There are two main reasons that drive most decisions to become vegan: health and ethics. There may well be other reasons, but those are far and away the predominant reasons I have heard cited.

Health vegans are altering their diet for health reasons. As such, bugs would probably be something they don’t want, but sex would be so tiny a part of their diet that it wouldn’t make any difference to their overall health. Note that some folks who become vegan for health reasons may have health issues and conceivably might not be having sex at all.

Ethical vegans (I’d lump religious folks like Jains into this category for the purposes of this discussion) are trying to reduce or eliminate their impact on animals. As such, oral sex wouldn’t bother them, provided it was with a human.

Eating bugs is another matter.

Nonreligious ethical vegans don’t like eating bugs any more than the rest of us, but as their goal is to reduce harm *as much as possible, * will put up with what they have to. It’s not like they’re going to throw up their hands and begin slaughtering the lambs because there are bug parts in peanut butter. One does what one can. The risk of financially supporting food companies that exploit animals, even if one is buying a vegan item, is probably a bigger problem. To make up an illustration, some fully vegan-made organic peanut butter with .1% bugs might be doing less harm overall than hypothetically much cleaner peanut butter from Archer Daniels Midland, because that second purchase keeps cash flowing into the slaughterhouses.

Religious ethical vegans (the Jains are an extreme example) are in some cases very bothered by the concept of harming even the least insect.

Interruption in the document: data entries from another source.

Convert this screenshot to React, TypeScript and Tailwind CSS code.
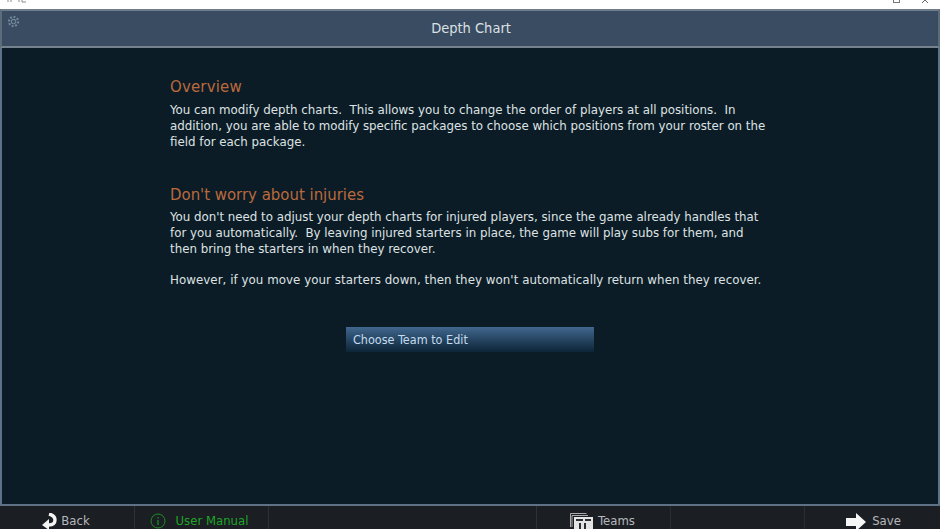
import React from "react";

const para = "text-[13.15px] leading-[15.75px] text-[#dfe2e2] whitespace-pre";
const head = "text-[16.6px] leading-[20px] text-[#bb6a3c] whitespace-pre";

function Gear() {
  return (
    <svg width="13" height="13" viewBox="0 0 24 24" fill="none" stroke="#73879b" strokeWidth="2" className="ml-[5px] mt-[4px]">
      <circle cx="12" cy="12" r="4" />
      <circle cx="12" cy="12" r="8.5" strokeDasharray="3.5 3" strokeWidth="4" />
    </svg>
  );
}

export default function App() {
  return (
    <div className="w-[940px] h-[529px] overflow-hidden flex flex-col bg-[#0b1c27] font-['DejaVu_Sans_Condensed','DejaVu_Sans',sans-serif]">
      <div className="h-[9px] shrink-0 bg-white flex overflow-hidden">
        <svg width="24" height="3" viewBox="0 0 24 3" className="ml-[7px]" stroke="#8a8a8a" fill="none"><path d="M1 0v2M4 0v2M12 0v2M15 0v2h4" /></svg>
        <div className="ml-auto mr-[11px] flex items-start gap-[21px] h-[3px] overflow-hidden">
          <div className="w-[7px] h-[7px] border border-[#777] -mt-[4px]" />
          <svg width="8" height="8" viewBox="0 0 8 8" className="-mt-[4px]" stroke="#666" fill="none"><path d="M0 0l8 8M8 0L0 8" /></svg>
        </div>
      </div>
      <div className="h-[39px] shrink-0 bg-[#394c61] border-t-2 border-t-[#6f7d8a] border-b-2 border-b-[#75838f] border-x-2 border-x-[#5d6c7b] relative flex items-center justify-center">
        <div className="absolute left-0 top-0"><Gear /></div>
        <span className="text-[14.5px] text-[#dce0e4] pl-[2px]">Depth Chart</span>
      </div>
      <div className="flex-1 border-x-2 border-x-[#5d7286] border-b-2 border-b-[#5f7285] flex flex-col pl-[168px] pt-[29px]">
        <div className={head + " tracking-[0.2px]"}>Overview</div>
        <div className={"mt-[5px] " + para}>
          {"You can modify depth charts.  This allows you to change the order of players at all positions.  In\naddition, you are able to modify specific packages to choose which positions from your roster on the\nfield for each package."}
        </div>
        <div className={"mt-[36px] " + head}>Don't worry about injuries</div>
        <div className={"mt-[4px] " + para}>
          {"You don't need to adjust your depth charts for injured players, since the game already handles that\nfor you automatically.  By leaving injured starters in place, the game will play subs for them, and\nthen bring the starters in when they recover.\n\n"}
          <span className="tracking-[0.05px]">However, if you move your starters down, then they won't automatically return when they recover.</span>
        </div>
        <div className="mt-[39px] ml-[176px] w-[248px] h-[25px] bg-gradient-to-b from-[#41688f] to-[#0d2538] pl-[7px] pt-[1px] flex items-center text-[12.5px] text-[#c4dcef]">
          Choose Team to Edit
        </div>
      </div>
      <div className="h-[23px] shrink-0 bg-[#1b1e22] flex items-start text-[13px] leading-[16px] text-[#b4b7bb] overflow-hidden">
        <div className="h-full w-[135px] border-r border-[#2e3238] flex items-start justify-center gap-[4px] pt-[7px] pr-[3px]">
          <svg width="16" height="18" viewBox="0 0 16 18" fill="#f4f4f4"><path d="M8 1c4 1 6 3 6 6 0 3-2 5-6 5" fill="none" stroke="#f4f4f4" strokeWidth="3.4" /><path d="M1 12l7-6v11z" /></svg>
          <span>Back</span>
        </div>
        <div className="h-full w-[134px] border-r border-[#2e3238] flex items-start justify-center gap-[10px] pt-[7px] pr-[5px] text-[#1fa32a]">
          <svg width="16" height="16" viewBox="0 0 16 16" fill="none" stroke="#1a8f25"><circle cx="8" cy="8" r="7" /><path d="M8 7v5M8 4v1.4" strokeWidth="1.3" /></svg>
          <span>User Manual</span>
        </div>
        <div className="h-full w-[268px] border-r border-[#2e3238]" />
        <div className="h-full w-[134px] border-r border-[#2a2e33] flex items-start justify-center gap-[5px] pt-[7px] pr-[2px]">
          <svg width="23" height="16" viewBox="0 0 23 16" fill="none"><path d="M0.5 14V0.5h16M2 14V2.5h16" stroke="#a8a8a8" /><path d="M4 4h19v12H4z" fill="#e4e4e4" /><path d="M6 6h7v2H6zM15 6h6v2h-6zM9 10h2v6H9zM14 10h2v6h-2z" fill="#2a2d32" /></svg>
          <span>Teams</span>
        </div>
        <div className="h-full w-[134px] border-r border-[#2a2e33]" />
        <div className="h-full flex-1 flex items-start justify-center gap-[6px] pt-[7px] pl-[2px]">
          <svg width="20" height="18" viewBox="0 0 20 18" fill="#f6f6f6"><path d="M0 5h10V0l10 9-10 9v-5H0z" /></svg>
          <span>Save</span>
        </div>
      </div>
    </div>
  );
}
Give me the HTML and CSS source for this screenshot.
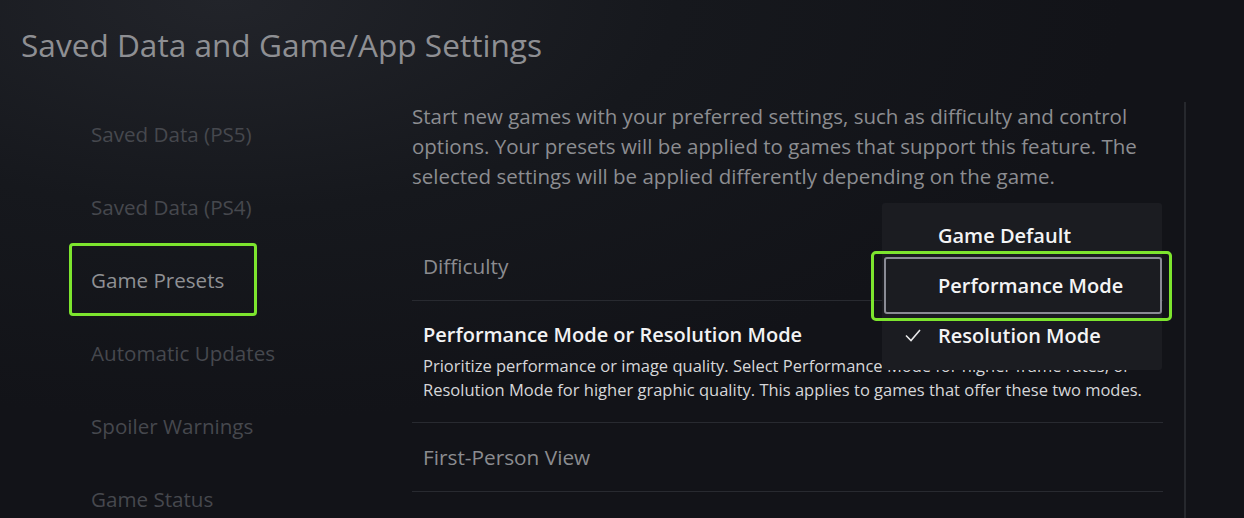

They generally go to considerable lengths to reduce or eliminate the possibility. This can greatly interfere with their lifestyle.

Sailboat

Not true!

Catholic doctrine is that every acceptable sex act must be open to the possibility of procreation.

So fellatio is not allowed. Nor anal sex. Nor sex with a same-gender partner. Nor sex with a pre-pubertal girl (not even an altar boy). Nor sex when wearing a condom, while a woman is on the pill, or other ‘artificial’ birth control. ‘Natural’ birth control (aka rhythm method) is OK, under the loophole that God could possibly cause a woman to conceive during the non-fertile part of her period.

This is the official church doctrine, and is being re-emphasized under Pope Benedict.
(But in fact, much of it is unenforceable, and most actual parish pastors have long since given up on this, and tell their parishioners that they must do what is right with their own conscience .)

Depends on your definition of “sex act”. If a couple engages in oral sex as foreplay, and then continues on to standard penile-vaginal intercourse, is that one act or two? According to every theology teacher I’ve had, that’s perfectly acceptable. Can you give me any cite to the contrary?

If the oral sex continues to the point of consummation (ejaculation), it is clearly not “foreplay”, but a separate sex act.

And the earlier discussion referred to “swallowing semen”, so we are not talking about “foreplay”.